Both the Convdcations of Canterbury and York were unanimous last week in welcoming the Agreed Statement on Ministry and Ordination drawn up a year ago by the Anglican/Roman -Catholic International Commission.
Taken in conjunction with the warm welcome given to this statement by an overwhelming majority of the National Conference of Priests last month, and making the entirely reasonable assumption that all three assemblies are broadly speaking' representative, this means that the Agreed Statement has the backing of the vast majority of the clergy of both Churches in England.
The debate in the Convocation of Canterbury underlined the breakthrough in Anglican/Roman Catholic relations marked both by this statement and the preceding Agreed Statement on the Eucharist.
But the Bishop of Truro, the Rt Rev Graham Leonard, reminded his audience, quoting Bishop Alan Clark, Auxiliary of Northampton and Roman Catholic co-chairman of the International Commission, they were "the first word of doctrinal reconciliation, not the last."
Nevertheless, it was a "remarkable development," bolstered by an "unbelievable convergence" in the liturgical practice of the two Churches, said the Ven Bernard Pawley, Archdeacon of Canterbury and formerly the representative in Rome of the Archbishops of Canterbury and York, in which capacity he was an observer at Vatican II.
"It is little short of a miracle that in so short a time we should have come so far," said the Archdeacon, who added later: "Without a doubt it represents the hand of God on the Church in our generation."
The Bishop of St Albans, the Rt Rev Robert Runcie, stressed the need for small groups of Anglican and Roman Catholic clergy to meet at the local level
to discuss the two statements something which, with the backing of Bishop Christopher Butler, Auxiliary of Westminster, was happening in his archdiocese, starting with a group of six from each Church and going on to more local groups of priests. Anglicans were being asked to take theology seriously rather than being tempted to concentrate on practical, technical and diplomatic issues such as the validity of Anglican orders and the possibility of intercommunion.

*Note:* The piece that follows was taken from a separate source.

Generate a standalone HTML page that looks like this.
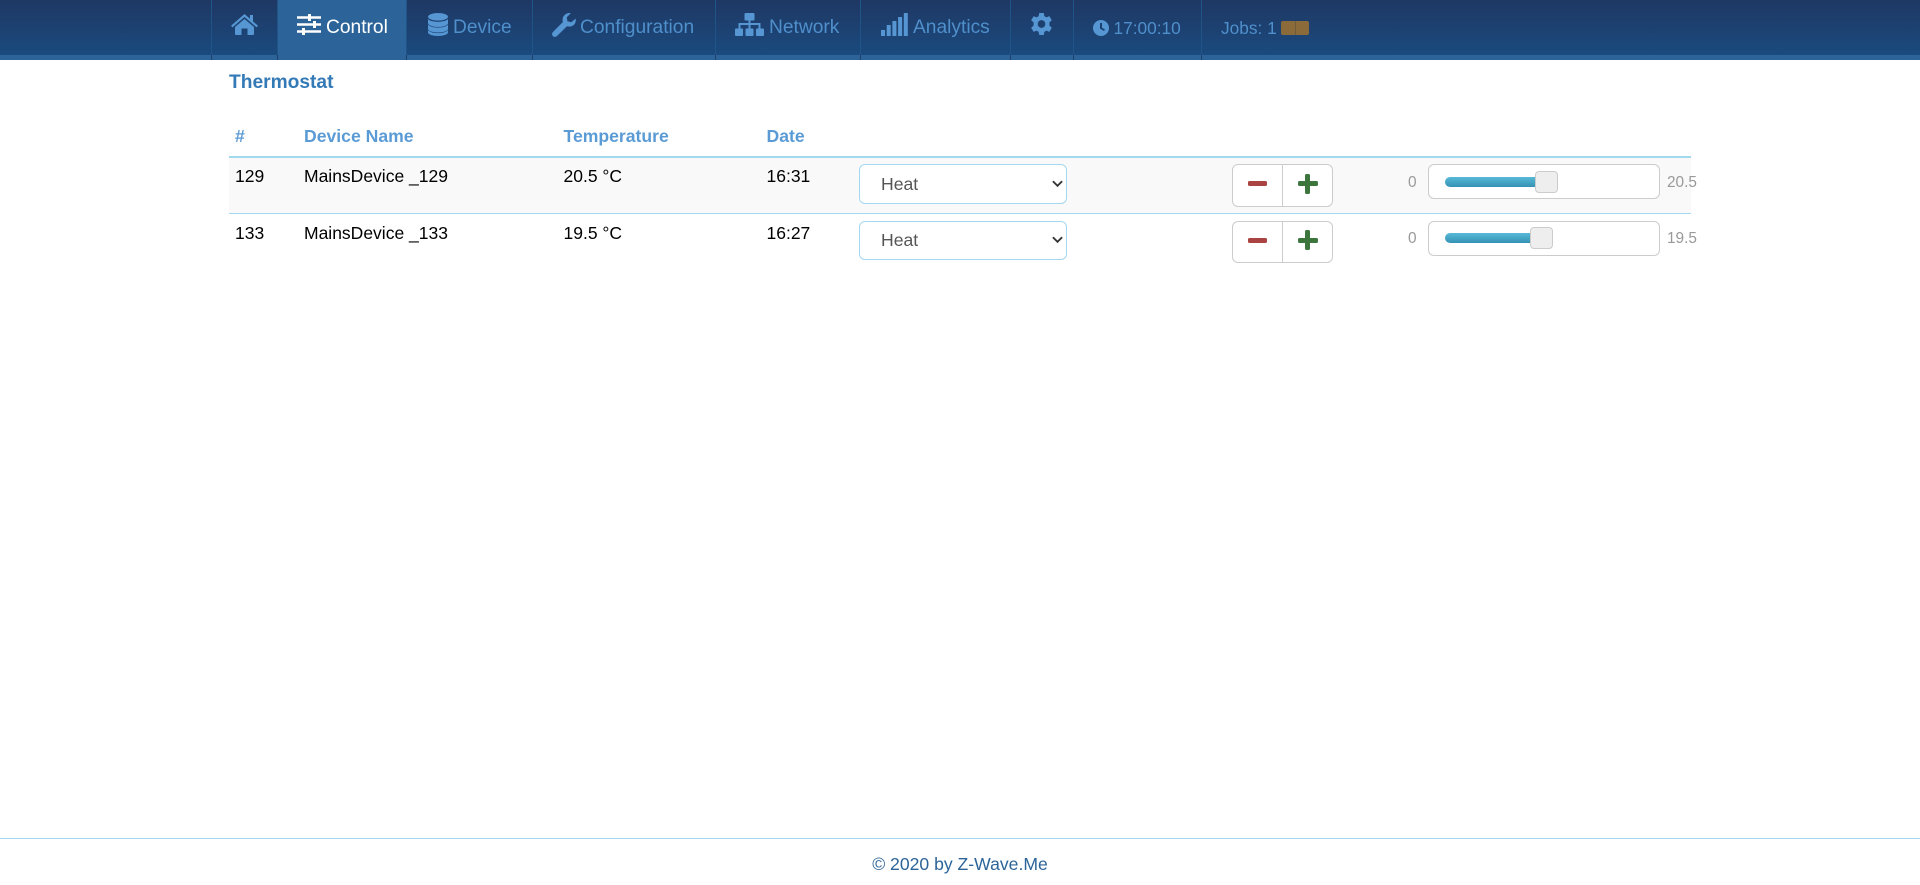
<!DOCTYPE html>
<html><head><meta charset="utf-8"><title>Thermostat</title>
<style>
html,body{margin:0;padding:0;background:#fff;width:1920px;height:885px;overflow:hidden;font-family:"Liberation Sans",sans-serif}
.a{position:absolute}
.t{position:absolute;white-space:nowrap}
#nav{position:absolute;left:0;top:0;width:1920px;height:60px;background:linear-gradient(#1f3864,#1a4a7e 55px);overflow:hidden}
#strip{position:absolute;left:0;top:55px;width:1920px;height:5px;background:#2c6499}
.sep{position:absolute;top:0;width:1px;height:55px;background:#1f5488}
.sep:after{content:"";position:absolute;left:0;top:55px;width:1px;height:5px;background:#1f3f6c}
.n{font-size:19.2px;line-height:24px;top:16px;color:#4f8fcb}
.n2{font-size:17.3px;line-height:22px;top:17px;color:#4f8fcb}
svg{position:absolute;fill:#5596d3}
.h{font-size:17.6px;font-weight:bold;color:#5b9bd5;line-height:20px;top:126px}
.c{font-size:17.5px;color:#000;line-height:20px}
.sel{position:absolute;left:859px;width:208px;box-sizing:border-box;border:1px solid #a3d9ef;border-radius:6px;background:#fff;font-size:17.6px;color:#555;}
.sel span{position:absolute;left:21px;line-height:20px}
.btn{position:absolute;left:1232px;width:101px;box-sizing:border-box;border:1px solid #ccc;border-radius:6px;background:#fff}
.btn i{position:absolute;left:49px;top:0;bottom:0;width:1px;background:#ccc}
.box{position:absolute;left:1428px;width:232px;height:35px;box-sizing:border-box;border:1px solid #ccc;border-radius:6px;background:#fff}
.bar{position:absolute;left:1445px;height:10px;border-radius:5px 0 0 5px;background:linear-gradient(#57b9d8,#3592b4)}
.hd{position:absolute;width:23px;height:22px;box-sizing:border-box;border:1px solid #ccc;border-radius:4px;background:#eee}
.v{font-size:15.4px;color:#999;line-height:20px}
.m{position:absolute;width:19px;height:5px;background:#a94442;border-radius:1.5px}
.p{position:absolute;width:20px;height:5px;background:#3c763d;border-radius:1.5px}
.q{position:absolute;width:5.5px;height:20px;background:#3c763d;border-radius:1.5px}
</style></head><body>
<div id="nav">
<div id="strip"></div>
<div class="a" style="left:277px;top:0;width:130px;height:60px;background:#2c6499"></div>
<div class="sep" style="left:211px"></div><div class="sep" style="left:277px"></div><div class="sep" style="left:406px"></div><div class="sep" style="left:532px"></div><div class="sep" style="left:715px"></div><div class="sep" style="left:860px"></div><div class="sep" style="left:1010px"></div><div class="sep" style="left:1073px"></div><div class="sep" style="left:1201px"></div>

<svg style="left:231px;top:14px" width="27" height="21" viewBox="0 0 27 21"><path d="M13.5 0 L19 4.8 V1 H22 V7.4 L27 11.8 L25.6 13.4 L13.5 3 L1.4 13.4 L0 11.8 Z M13.5 5 L23 13 V20 Q23 21 22 21 H16.5 V14.5 H10.5 V21 H5 Q4 21 4 20 V13 Z"/></svg>

<svg style="left:297px;top:14px;fill:#fff" width="24" height="21" viewBox="0 0 24 21"><path d="M0 2.200H11V0.500Q11 0 11.500 0H13.500Q14 0 14 .5V2.200H24V4.700H14V6.500Q14 7 13.500 7H11.500Q11 7 11 6.500V4.700H0Z M0 9.200H16V7H19V9.200H24V11.700H19V14H16V11.700H0Z M0 16.200H5V14H8V16.200H24V18.700H8V21H5V18.700H0Z"/></svg>
<div class="t n" style="left:326px;color:#fff">Control</div>

<svg style="left:428px;top:13px" width="20" height="23" viewBox="0 0 20 23"><ellipse cx="10" cy="3.800" rx="10" ry="3.800"/><path d="M0 6.100C2 8.100 6 8.700 10 8.700S18 8.100 20 6.100V10.500C20 12.300 15 14 10 14S0 12.300 0 10.500Z M0 11.800C2 13.800 6 14.600 10 14.600S18 13.800 20 11.800V16C20 18 15 19.500 10 19.500S0 18 0 16Z M0 17.200C2 19.200 6 20.100 10 20.100S18 19.200 20 17.200V19.400C20 21.600 15 23 10 23S0 21.600 0 19.400Z"/></svg>
<div class="t n" style="left:453px">Device</div>

<svg style="left:552px;top:13px" width="24" height="24" viewBox="0 0 24 24"><path d="M23.600 5.600C24.400 9 22.600 12.400 19 13.400C17.600 13.800 16.200 13.600 15 13.200L5 23C3.800 24.200 1.900 24.200.9 23.100C-.2 22 -.2 20.200 1 19L10.900 9C10.200 7 10.400 4.800 11.900 2.800C13.600.6 16.400-.4 18.800.2L14.800 4.200L15.400 8.200L19.400 9.200Z"/></svg>
<div class="t n" style="left:580px">Configuration</div>

<svg style="left:735px;top:13px" width="29" height="23" viewBox="0 0 29 23"><path d="M10.500 0H18.500Q19.500 0 19.500 1V6.500Q19.500 7.500 18.500 7.500H15.500V10H25.500V15.500H23.500V12H15.500V15.500H13.500V12H5.500V15.500H3.500V10H13.500V7.500H10.500Q9.500 7.500 9.500 6.500V1Q9.500 0 10.500 0Z M1 15.500H7.500Q8 15.500 8 16.500V22Q8 23 7 23H1Q0 23 0 22V16.500Q0 15.500 1 15.500Z M11.500 15.500H17.500Q18.500 15.500 18.500 16.500V22Q18.500 23 17.500 23H11.500Q10.500 23 10.500 22V16.500Q10.500 15.500 11.500 15.500Z M22 15.500H28Q29 15.500 29 16.500V22Q29 23 28 23H22Q21 23 21 22V16.500Q21 15.500 22 15.500Z"/></svg>
<div class="t n" style="left:769px">Network</div>

<svg style="left:881px;top:13px" width="27" height="23" viewBox="0 0 27 23"><rect x="0" y="17" width="4" height="6"/><rect x="5.700" y="12" width="4" height="11"/><rect x="11.400" y="8" width="4" height="15"/><rect x="17.100" y="4" width="4" height="19"/><rect x="22.800" y="0" width="4" height="23"/></svg>
<div class="t n" style="left:913px">Analytics</div>

<svg style="left:1031px;top:13px" width="21" height="22" viewBox="0 0 22 23"><path fill-rule="evenodd" d="M8.600 0H13.400L14 3.300L16.200 4.500L19.200 3.300L21.800 7.600L19.300 9.800V13.200L21.800 15.400L19.200 19.700L16.200 18.500L14 19.700L13.400 23H8.600L8 19.700L5.800 18.500L2.800 19.700L.2 15.400L2.700 13.200V9.800L.2 7.600L2.800 3.300L5.800 4.500L8 3.300Z M11 7.500A4 4 0 1 0 11 15.500A4 4 0 1 0 11 7.500Z"/></svg>

<svg style="left:1093px;top:20px" width="16" height="16" viewBox="0 0 16 16"><path fill-rule="evenodd" d="M8 0A8 8 0 1 1 8 16A8 8 0 1 1 8 0Z M7 3V8.600L11 11L12 9.500L9 7.700V3Z"/></svg>
<div class="t n2" style="left:1113.5px">17:00:10</div>
<div class="t n2" style="left:1221px">Jobs: 1</div>
<div class="a" style="left:1281px;top:21px;width:14px;height:14px;background:#8b6b3a;border-radius:2px 0 0 2px"></div>
<div class="a" style="left:1295px;top:21px;width:14px;height:14px;background:#8b6b3a;border-radius:0 2px 2px 0;box-shadow:inset 1px 0 0 #6f5a3e"></div>
</div>

<div class="t" style="left:229px;top:71px;font-size:19.2px;font-weight:bold;color:#337ab7;line-height:24px">Thermostat</div>

<div class="t h" style="left:235px">#</div>
<div class="t h" style="left:304px">Device Name</div>
<div class="t h" style="left:563.5px">Temperature</div>
<div class="t h" style="left:766.5px">Date</div>

<div class="a" style="left:229px;top:156px;width:1462px;height:58px;background:#f9f9f9"></div>
<div class="a" style="left:229px;top:156px;width:1462px;height:2px;background:#a3d9ef"></div>
<div class="a" style="left:229px;top:213px;width:1462px;height:1px;background:#a3d9ef"></div>

<div class="t c" style="left:235px;top:166px">129</div>
<div class="t c" style="left:304px;top:166px">MainsDevice _129</div>
<div class="t c" style="left:563.5px;top:166px">20.5 °C</div>
<div class="t c" style="left:766.5px;top:166px">16:31</div>
<div class="t c" style="left:235px;top:223px">133</div>
<div class="t c" style="left:304px;top:223px">MainsDevice _133</div>
<div class="t c" style="left:563.5px;top:223px">19.5 °C</div>
<div class="t c" style="left:766.5px;top:223px">16:27</div>

<div class="sel" style="top:164px;height:40px"><span style="top:9px">Heat</span><svg style="left:192px;top:15px;fill:none;stroke:#333;stroke-width:2" width="11" height="8" viewBox="0 0 12 8"><path d="M1 1L6 6L11 1"/></svg></div>
<div class="sel" style="top:221px;height:39px"><span style="top:8px">Heat</span><svg style="left:192px;top:14px;fill:none;stroke:#333;stroke-width:2" width="11" height="8" viewBox="0 0 12 8"><path d="M1 1L6 6L11 1"/></svg></div>

<div class="btn" style="top:164px;height:43px"><i></i>
<div class="m" style="left:14.5px;top:16px"></div>
<div class="p" style="left:64.5px;top:16px"></div>
<div class="q" style="left:71.75px;top:8.500px"></div></div>
<div class="btn" style="top:221px;height:42px"><i></i>
<div class="m" style="left:14.5px;top:15.500px"></div>
<div class="p" style="left:64.5px;top:15.500px"></div>
<div class="q" style="left:71.75px;top:8px"></div></div>

<div class="t v" style="left:1408px;top:172.500px">0</div>
<div class="box" style="top:164px"></div>
<div class="bar" style="top:177px;width:95px"></div>
<div class="hd" style="left:1535px;top:171px"></div>
<div class="t v" style="left:1667px;top:172.500px">20.5</div>

<div class="t v" style="left:1408px;top:228.500px">0</div>
<div class="box" style="top:221px"></div>
<div class="bar" style="top:233px;width:90px"></div>
<div class="hd" style="left:1530px;top:227px"></div>
<div class="t v" style="left:1667px;top:228.500px">19.5</div>

<div class="a" style="left:0;top:838px;width:1920px;height:1px;background:#a3d9ef"></div>
<div class="t" style="left:0;width:1920px;text-align:center;top:854px;font-size:17.6px;line-height:20px;color:#2c6499">© 2020 by Z-Wave.Me</div>
</body></html>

A reminder of the wider ecumenical context came from Professor J. R. Porter of Exeter: "It does not necessarily follow that other Churches with whom we are happily going to be engaged in conversations for unity are necessarily able to accept or subscribe to these statements" — and to support his argument he quoted a Methodist writing in the "Clergy Review."
He was referring to the first meeting, being held today, of the unity commission which links all the major Christian Churches in England and which has resulted from last year's talks about talks about the prospect of organic Christian unity.
But the extent of the ecumenical breakthrough was perhaps most strongly underlined by the Rev E. de T. W. Longford from the diocese of Ely. The clergy of his diocese had for some years been holding golf tournaments against their Roman Catholic brethren of the Diocese of Northampton.
These days not only did the Anglican clergy sometimes win, but the Catholic clergy were now discussing the ministry and the Eucharist in between shots instead of confining their conversation to the weather and the state of the bunkers.
"This even applies to the Irish," he added. Perhaps someone should invite him to Maynooth.